**Records:**
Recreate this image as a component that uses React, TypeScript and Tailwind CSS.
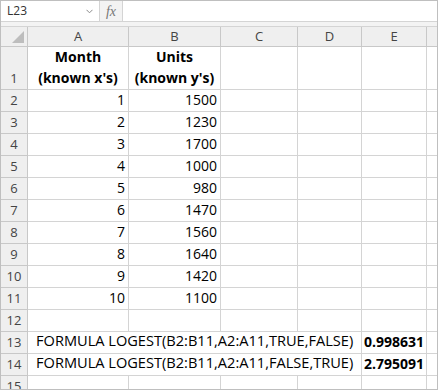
const cols = ["A", "B", "C", "D", "E", ""];
const colW = ["w-[101px]", "w-[92px]", "w-[77px]", "w-[64px]", "w-[65px]", "flex-1"];

const data: [number, number][] = [
  [1, 1500],
  [2, 1230],
  [3, 1700],
  [4, 1000],
  [5, 980],
  [6, 1470],
  [7, 1560],
  [8, 1640],
  [9, 1420],
  [10, 1100],
];

const line = "border-[#d4d4d4]";

function RowHead({ n, h }: { n: number | string; h: string }) {
  return (
    <div
      className={`w-[27px] shrink-0 ${h} flex items-end justify-center border-r border-b border-[#c8c8c8] bg-[#efefef] pb-[1px] text-[13px] text-[#444]`}
    >
      {n}
    </div>
  );
}

function Cell({
  w,
  children,
  className = "",
}: {
  w: string;
  children?: React.ReactNode;
  className?: string;
}) {
  return (
    <div className={`${w} shrink-0 border-r border-b ${line} ${className}`}>
      {children}
    </div>
  );
}

function Row({ n, children }: { n: number; children?: React.ReactNode[] }) {
  return (
    <div className="flex h-[22px]">
      <RowHead n={n} h="h-[22px]" />
      {colW.map((w, i) => (
        <Cell
          key={i}
          w={w}
          className={`flex items-end justify-end pr-[3px] pb-[1px] ${i === 5 ? "border-r-0" : ""}`}
        >
          {children?.[i]}
        </Cell>
      ))}
    </div>
  );
}

function FormulaRow({ n, text, value }: { n: number; text: string; value: string }) {
  return (
    <div className="flex h-[22px]">
      <RowHead n={n} h="h-[22px]" />
      <div
        className={`w-[334px] shrink-0 border-r border-b ${line} flex items-end whitespace-nowrap pl-[8px] pb-[1px] text-[14.6px]`}
      >
        {text}
      </div>
      <Cell w="w-[65px]" className="flex items-end pl-[2px] pb-[1px] font-bold">
        {value}
      </Cell>
      <div className={`flex-1 border-b ${line}`} />
    </div>
  );
}

export default function App() {
  return (
    <div
      className="h-[390px] w-[438px] overflow-hidden border border-[#bfbfbf] bg-white text-[14px] text-black"
      style={{ fontFamily: '"Open Sans", "Noto Sans", sans-serif' }}
    >
      {/* formula bar */}
      <div className="flex h-[21px] border-b border-[#d4d4d4]">
        <div className="flex w-[99px] items-center justify-between border-r border-[#d4d4d4] pl-[6px] pr-[6px] text-[12px] text-[#333]">
          <span>L23</span>
          <svg width="7" height="5" viewBox="0 0 7 5" className="mt-[1px]">
            <path d="M0.5 0.8 L3.5 3.8 L6.5 0.8" fill="none" stroke="#8a8a8a" strokeWidth="1" />
          </svg>
        </div>
        <div className="flex w-[23px] items-center justify-center border-r border-[#d4d4d4] bg-[#f3f3f3]">
          <span
            className="text-[14px] italic text-[#777]"
            style={{ fontFamily: '"Liberation Serif", serif' }}
          >
            fx
          </span>
        </div>
        <div className="flex-1" />
      </div>
      <div className="h-[5px] border-b border-[#d4d4d4] bg-[#f3f3f3]" />

      {/* column header */}
      <div className="flex h-[20px] border-b border-[#c8c8c8] bg-[#efefef] text-[13px] text-[#444]">
        <div className="relative w-[27px] shrink-0 border-r border-[#c8c8c8]">
          <svg width="12" height="12" className="absolute bottom-[3px] right-[3px]">
            <polygon points="12,0 12,12 0,12" fill="#bdbdbd" />
          </svg>
        </div>
        {cols.map((c, i) => (
          <div
            key={i}
            className={`${colW[i]} shrink-0 flex items-center justify-center ${i === 5 ? "" : "border-r border-[#c8c8c8]"}`}
          >
            {c}
          </div>
        ))}
      </div>

      {/* row 1 */}
      <div className="flex h-[43px]">
        <RowHead n={1} h="h-[43px]" />
        <Cell w="w-[101px]" className="flex flex-col items-center justify-end pb-[1px] font-bold leading-[21px]">
          <span>Month</span>
          <span>(known x's)</span>
        </Cell>
        <Cell w="w-[92px]" className="flex flex-col items-center justify-end pb-[1px] font-bold leading-[21px]">
          <span>Units</span>
          <span>(known y's)</span>
        </Cell>
        <Cell w="w-[77px]" />
        <Cell w="w-[64px]" />
        <Cell w="w-[65px]" />
        <div className={`flex-1 border-b ${line}`} />
      </div>

      {data.map(([m, u], i) => (
        <Row key={i} n={i + 2}>
          {[m, u]}
        </Row>
      ))}
      <Row n={12} />
      <FormulaRow n={13} text="FORMULA LOGEST(B2:B11,A2:A11,TRUE,FALSE)" value="0.998631" />
      <FormulaRow n={14} text="FORMULA LOGEST(B2:B11,A2:A11,FALSE,TRUE)" value="2.795091" />
      <Row n={15} />
    </div>
  );
}
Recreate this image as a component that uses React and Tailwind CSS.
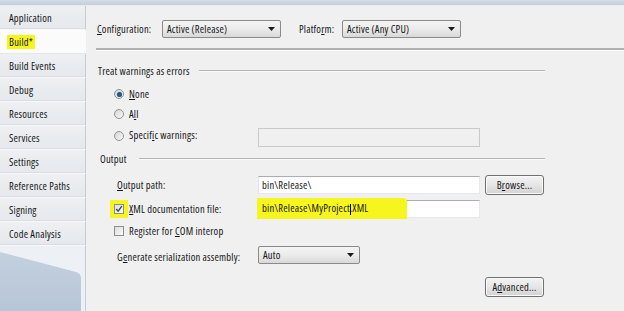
import React from "react";

const tabs = [
  "Application",
  "Build*",
  "Build Events",
  "Debug",
  "Resources",
  "Services",
  "Settings",
  "Reference Paths",
  "Signing",
  "Code Analysis",
];

function Arrow() {
  return (
    <svg width="7" height="4" viewBox="0 0 7 4" className="shrink-0">
      <path d="M0 0 H7 L3.5 4 Z" fill="#1a1a1a" />
    </svg>
  );
}

function Select({ value, width }) {
  return (
    <div
      className={`${width} h-[18px] flex items-center justify-between pl-[4px] pr-[5px] rounded-[2px] border border-[#8a8a8a] bg-gradient-to-b from-[#f4f4f4] via-[#ebebeb] to-[#d9d9d9]`}
    >
      <span>{value}</span>
      <Arrow />
    </div>
  );
}

function Button({ children }) {
  return (
    <div className="w-[59px] h-[20px] flex items-center justify-center rounded-[3px] border border-[#707070] bg-gradient-to-b from-[#f3f3f3] via-[#e6e6e6] to-[#d2d2d2] shadow-[inset_0_0_0_1px_#fbfbfb]">
      {children}
    </div>
  );
}

function Radio({ checked }) {
  return (
    <div className="w-[10px] h-[10px] rounded-full border border-[#939393] bg-gradient-to-br from-[#d4d4d4] to-[#fafafa] flex items-center justify-center shrink-0">
      {checked && <div className="w-[5px] h-[5px] rounded-full bg-[#25597f] shadow-[0_0_1px_#6fa6cc]" />}
    </div>
  );
}

function Check({ checked }) {
  return (
    <div className="w-[10px] h-[10px] border border-[#8e8e8e] bg-gradient-to-br from-[#dcdcdc] to-[#fbfbfb] flex items-center justify-center shrink-0">
      {checked && (
        <svg width="8" height="8" viewBox="0 0 8 8">
          <path d="M1.2 4 L3.2 6.2 L6.8 1.2" fill="none" stroke="#3b4a57" strokeWidth="1.4" />
        </svg>
      )}
    </div>
  );
}

function GroupHeader({ label, pad, gap }) {
  return (
    <div className={`flex items-center h-[14px] ${pad} pr-[79px]`}>
      <span className="whitespace-nowrap">{label}</span>
      <div className={`flex-1 ${gap} h-[2px] border-t border-[#b4b4b4] border-b border-b-[#fbfbfb]`} />
    </div>
  );
}

export default function App() {
  return (
    <div className="w-[624px] h-[311px] overflow-hidden flex flex-col bg-[#f0f0f0] text-[#161616] text-[10.5px] tracking-[0.2px] leading-none whitespace-nowrap font-['Open_Sans',sans-serif] font-stretch-[75%]">
      <div className="h-[6px] shrink-0 bg-gradient-to-b from-[#d3dce7] to-[#c2cedc] border-b border-[#e9edf2]" />
      <div className="flex flex-1">
        {/* sidebar */}
        <div className="w-[86px] flex flex-col bg-[#edf0f4]">
          {tabs.map((t) =>
            t === "Build*" ? (
              <div key={t} className="h-[24px] flex items-center pt-[1px] pl-[7px] bg-[#fbfbfb] border-b border-[#e3e6ea]">
                <span className="bg-[#f6f61e] px-[2px] py-[2px]">{t}</span>
              </div>
            ) : (
              <div
                key={t}
                className="h-[24px] flex items-center pt-[2px] pl-[9px] bg-gradient-to-b from-[#eef0f3] to-[#e5e8ec] border-b border-b-[#f8f9fa] border-r border-r-[#c7ccd3] shadow-[inset_0_-1px_0_#d9dde2]"
              >
                {t}
              </div>
            )
          )}
          <div className="flex-1 border-r border-[#c7ccd3]">
            <svg width="85" height="65" viewBox="0 0 85 65" className="block">
              <defs>
                <linearGradient id="sb" x1="0" y1="0" x2="0" y2="1">
                  <stop offset="0" stopColor="#c3d0de" />
                  <stop offset="1" stopColor="#b7c6d8" />
                </linearGradient>
              </defs>
              <path d="M0 6 L76 26 Q81 27.5 81 32 L81 65 L0 65 Z" fill="url(#sb)" />
            </svg>
          </div>
        </div>

        {/* panel */}
        <div className="flex-1 flex flex-col">
          <div className="flex items-center h-[18px] mt-[14px] pl-[11px]">
            <span className="w-[65px]">
              <u>C</u>onfiguration:
            </span>
            <Select value="Active (Release)" width="w-[119px]" />
            <span className="ml-[18px] w-[43px]">
              Platfo<u>r</u>m:
            </span>
            <Select value="Active (Any CPU)" width="w-[119px]" />
          </div>

          <div className="mt-[10px] ml-[10px] h-[3px] border-t-2 border-[#b0b0b0] border-b border-b-[#fafafa]" />

          <div className="mt-[13px]">
            <GroupHeader label="Treat warnings as errors" pad="pl-[12px]" gap="ml-[9px]" />
          </div>

          <div className="flex items-center h-[14px] mt-[9px] pl-[28px]">
            <Radio checked />
            <span className="ml-[5px]">
              <u>N</u>one
            </span>
          </div>
          <div className="flex items-center h-[14px] mt-[6px] pl-[28px]">
            <Radio />
            <span className="ml-[5px]">
              A<u>l</u>l
            </span>
          </div>
          <div className="flex items-center h-[19px] mt-[7px] pl-[28px]">
            <div className="w-[144px] flex items-center -mt-[4px]">
              <Radio />
              <span className="ml-[5px]">
                Specif<u>i</u>c warnings:
              </span>
            </div>
            <div className="w-[222px] h-[19px] border border-[#c9c9c9] bg-[#f0f0f0]" />
          </div>

          <div className="mt-[5px]">
            <GroupHeader label="Output" pad="pl-[14px]" gap="ml-[12px]" />
          </div>

          <div className="flex items-center h-[20px] mt-[9px] pl-[31px]">
            <span className="w-[141px]">
              <u>O</u>utput path:
            </span>
            <div className="w-[222px] h-[18px] flex items-center pl-[3px] bg-white border border-[#abadb3] border-l-[#e2e3ea] border-r-[#e3e9ef] border-b-[#e3e9ef]">
              bin\Release\
            </div>
            <div className="ml-[5px]">
              <Button>
                B<u>r</u>owse...
              </Button>
            </div>
          </div>

          <div className="flex items-center h-[18px] mt-[5px] pl-[28px]">
            <div className="w-[144px] flex items-center">
              <div className="relative flex items-center justify-center">
                <div className="absolute -inset-[4px] bg-[#f6f61e]" />
                <div className="relative">
                  <Check checked />
                </div>
              </div>
              <span className="ml-[5px]">
                <u>X</u>ML documentation file:
              </span>
            </div>
            <div className="relative w-[222px] h-[18px] flex items-center pl-[3px] bg-white border border-[#abadb3] border-l-[#e2e3ea] border-r-[#e3e9ef] border-b-[#e3e9ef]">
              <div className="absolute -left-[2px] -top-[3px] w-[150px] h-[21px] bg-[#f6f61e] rounded-tr-[4px]" />
              <span className="relative">
                bin\Release\MyProject<span className="inline-block w-px h-[11px] bg-black align-middle -mr-px" />.XML
              </span>
            </div>
          </div>

          <div className="flex items-center h-[14px] mt-[6px] pl-[28px]">
            <Check />
            <span className="ml-[5px]">
              Register for <u>C</u>OM interop
            </span>
          </div>

          <div className="flex items-center h-[18px] mt-[8px] pl-[31px]">
            <span className="w-[141px] mt-[4px]">
              G<u>e</u>nerate serialization assembly:
            </span>
            <Select value="Auto" width="w-[102px]" />
          </div>

          <div className="flex items-center h-[20px] mt-[13px] pl-[399px]">
            <Button>
              A<u>d</u>vanced...
            </Button>
          </div>
        </div>
      </div>
    </div>
  );
}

**The problem:** Collect the lines that hold "Recreate".

**Answer to the task:**
Recreate this image as a component that uses React, TypeScript and Tailwind CSS.
Recreate this image as a component that uses React and Tailwind CSS.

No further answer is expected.